§ **Aim**:
Check each line of the material below for "this", then copy the ones that contain it.

[Web page code records]
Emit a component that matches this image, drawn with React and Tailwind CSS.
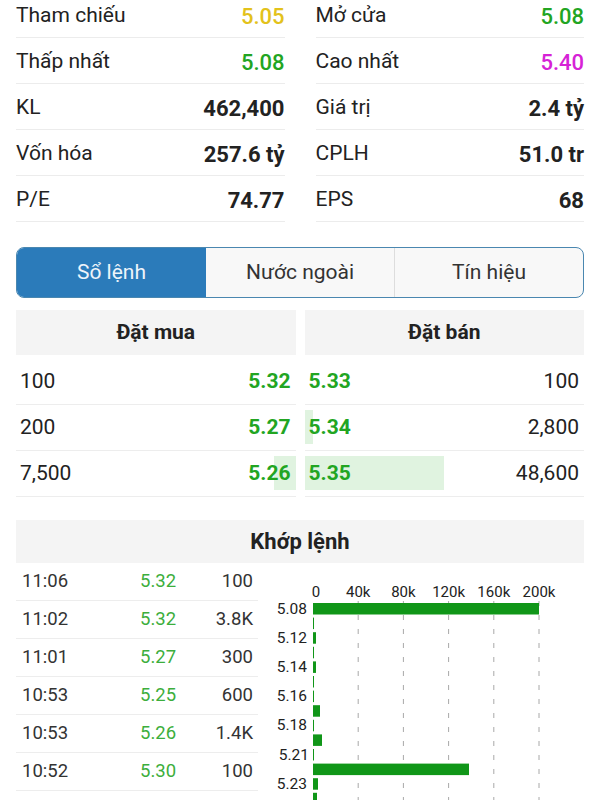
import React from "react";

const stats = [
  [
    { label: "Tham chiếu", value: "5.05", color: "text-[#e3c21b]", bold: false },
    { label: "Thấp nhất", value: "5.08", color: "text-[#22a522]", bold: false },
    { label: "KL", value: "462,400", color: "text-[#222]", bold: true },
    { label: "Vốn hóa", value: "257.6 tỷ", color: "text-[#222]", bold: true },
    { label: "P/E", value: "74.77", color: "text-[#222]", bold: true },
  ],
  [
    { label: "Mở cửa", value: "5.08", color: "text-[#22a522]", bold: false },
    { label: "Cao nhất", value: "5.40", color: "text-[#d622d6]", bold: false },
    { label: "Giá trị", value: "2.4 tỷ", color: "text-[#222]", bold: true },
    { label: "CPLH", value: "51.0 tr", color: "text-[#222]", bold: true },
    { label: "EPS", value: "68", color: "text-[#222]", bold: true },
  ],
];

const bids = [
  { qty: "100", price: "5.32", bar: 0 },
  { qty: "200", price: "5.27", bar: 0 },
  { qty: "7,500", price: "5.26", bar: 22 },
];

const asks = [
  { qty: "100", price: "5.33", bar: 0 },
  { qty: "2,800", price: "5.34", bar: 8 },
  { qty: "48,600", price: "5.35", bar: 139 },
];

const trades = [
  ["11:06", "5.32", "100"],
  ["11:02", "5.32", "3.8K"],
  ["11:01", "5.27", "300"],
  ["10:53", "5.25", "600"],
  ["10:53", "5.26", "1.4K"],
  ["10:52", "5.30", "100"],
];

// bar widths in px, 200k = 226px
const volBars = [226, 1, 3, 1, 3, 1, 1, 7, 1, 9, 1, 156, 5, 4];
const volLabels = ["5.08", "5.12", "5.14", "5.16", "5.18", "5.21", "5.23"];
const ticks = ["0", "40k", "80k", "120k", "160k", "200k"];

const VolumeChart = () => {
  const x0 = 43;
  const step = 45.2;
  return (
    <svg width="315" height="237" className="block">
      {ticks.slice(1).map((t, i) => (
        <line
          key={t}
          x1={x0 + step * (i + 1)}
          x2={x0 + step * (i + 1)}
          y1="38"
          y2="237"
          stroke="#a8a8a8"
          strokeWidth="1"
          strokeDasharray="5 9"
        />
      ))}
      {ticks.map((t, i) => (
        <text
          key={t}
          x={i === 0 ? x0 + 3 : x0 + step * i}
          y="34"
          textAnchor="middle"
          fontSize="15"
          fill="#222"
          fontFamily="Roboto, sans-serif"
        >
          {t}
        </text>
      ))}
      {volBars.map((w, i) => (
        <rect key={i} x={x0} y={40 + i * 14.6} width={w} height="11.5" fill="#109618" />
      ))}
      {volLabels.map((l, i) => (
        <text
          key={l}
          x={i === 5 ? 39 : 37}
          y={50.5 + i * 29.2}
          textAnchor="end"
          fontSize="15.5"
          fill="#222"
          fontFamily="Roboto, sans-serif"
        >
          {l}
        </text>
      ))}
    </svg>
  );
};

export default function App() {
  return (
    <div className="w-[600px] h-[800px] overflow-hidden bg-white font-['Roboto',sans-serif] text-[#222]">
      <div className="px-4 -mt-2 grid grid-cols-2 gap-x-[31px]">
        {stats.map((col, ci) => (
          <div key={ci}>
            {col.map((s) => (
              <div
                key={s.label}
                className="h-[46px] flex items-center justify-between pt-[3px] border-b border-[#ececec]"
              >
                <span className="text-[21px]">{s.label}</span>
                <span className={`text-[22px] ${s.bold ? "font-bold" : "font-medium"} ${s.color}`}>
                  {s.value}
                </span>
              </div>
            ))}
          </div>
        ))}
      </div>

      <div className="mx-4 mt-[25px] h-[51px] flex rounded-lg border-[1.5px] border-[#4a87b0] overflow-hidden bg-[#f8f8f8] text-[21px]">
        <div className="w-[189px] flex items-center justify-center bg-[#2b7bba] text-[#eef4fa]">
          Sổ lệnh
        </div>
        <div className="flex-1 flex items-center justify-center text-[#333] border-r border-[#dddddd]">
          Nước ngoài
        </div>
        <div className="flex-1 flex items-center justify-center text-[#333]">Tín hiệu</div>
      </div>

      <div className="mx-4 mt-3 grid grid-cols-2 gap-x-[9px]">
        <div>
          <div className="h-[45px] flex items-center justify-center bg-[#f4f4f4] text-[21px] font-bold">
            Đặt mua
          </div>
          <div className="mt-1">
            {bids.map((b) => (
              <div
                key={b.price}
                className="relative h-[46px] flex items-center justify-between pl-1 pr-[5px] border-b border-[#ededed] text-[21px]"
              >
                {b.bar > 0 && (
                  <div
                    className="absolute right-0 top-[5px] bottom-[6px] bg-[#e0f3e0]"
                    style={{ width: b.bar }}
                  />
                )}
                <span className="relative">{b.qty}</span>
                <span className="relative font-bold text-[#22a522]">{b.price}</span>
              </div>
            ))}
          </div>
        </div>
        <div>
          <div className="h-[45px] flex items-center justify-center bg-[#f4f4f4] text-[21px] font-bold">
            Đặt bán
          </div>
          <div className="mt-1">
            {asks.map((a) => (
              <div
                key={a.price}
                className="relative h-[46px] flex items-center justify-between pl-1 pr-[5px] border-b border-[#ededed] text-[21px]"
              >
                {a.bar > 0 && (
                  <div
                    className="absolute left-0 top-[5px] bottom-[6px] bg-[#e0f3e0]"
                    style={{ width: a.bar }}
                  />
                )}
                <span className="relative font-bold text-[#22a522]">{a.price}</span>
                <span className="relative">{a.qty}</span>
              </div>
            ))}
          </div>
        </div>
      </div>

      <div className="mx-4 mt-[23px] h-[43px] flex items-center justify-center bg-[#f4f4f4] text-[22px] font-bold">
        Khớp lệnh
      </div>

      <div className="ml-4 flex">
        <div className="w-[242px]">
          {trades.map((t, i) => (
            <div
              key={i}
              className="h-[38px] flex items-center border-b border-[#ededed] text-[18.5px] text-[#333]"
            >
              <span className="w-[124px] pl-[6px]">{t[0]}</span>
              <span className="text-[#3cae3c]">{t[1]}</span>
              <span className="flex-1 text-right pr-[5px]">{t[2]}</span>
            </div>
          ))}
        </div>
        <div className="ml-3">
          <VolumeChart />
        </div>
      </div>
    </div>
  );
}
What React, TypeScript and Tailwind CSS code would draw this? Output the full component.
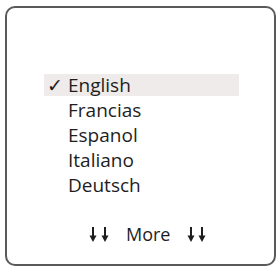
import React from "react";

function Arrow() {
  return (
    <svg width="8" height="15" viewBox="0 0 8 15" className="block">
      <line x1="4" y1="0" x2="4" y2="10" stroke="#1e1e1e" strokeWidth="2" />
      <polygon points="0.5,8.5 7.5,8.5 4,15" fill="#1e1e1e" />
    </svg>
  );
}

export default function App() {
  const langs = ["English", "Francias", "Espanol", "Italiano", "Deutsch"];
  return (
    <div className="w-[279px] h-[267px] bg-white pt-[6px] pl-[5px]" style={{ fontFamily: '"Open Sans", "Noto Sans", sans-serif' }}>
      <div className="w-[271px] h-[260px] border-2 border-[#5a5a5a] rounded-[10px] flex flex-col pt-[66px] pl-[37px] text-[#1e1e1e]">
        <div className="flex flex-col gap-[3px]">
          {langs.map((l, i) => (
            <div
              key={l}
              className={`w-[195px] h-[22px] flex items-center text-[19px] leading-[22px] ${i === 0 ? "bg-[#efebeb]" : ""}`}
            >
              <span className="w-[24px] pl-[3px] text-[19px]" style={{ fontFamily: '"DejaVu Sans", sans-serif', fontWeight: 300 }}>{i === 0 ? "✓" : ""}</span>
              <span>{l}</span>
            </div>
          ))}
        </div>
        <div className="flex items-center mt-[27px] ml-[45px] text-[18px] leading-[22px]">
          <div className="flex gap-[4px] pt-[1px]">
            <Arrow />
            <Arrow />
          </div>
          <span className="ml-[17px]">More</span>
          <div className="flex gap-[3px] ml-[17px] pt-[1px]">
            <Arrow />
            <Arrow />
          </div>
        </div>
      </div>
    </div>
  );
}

§ **Task output**:
Emit a component that matches this image, drawn with React and Tailwind CSS.
What React, TypeScript and Tailwind CSS code would draw this? Output the full component.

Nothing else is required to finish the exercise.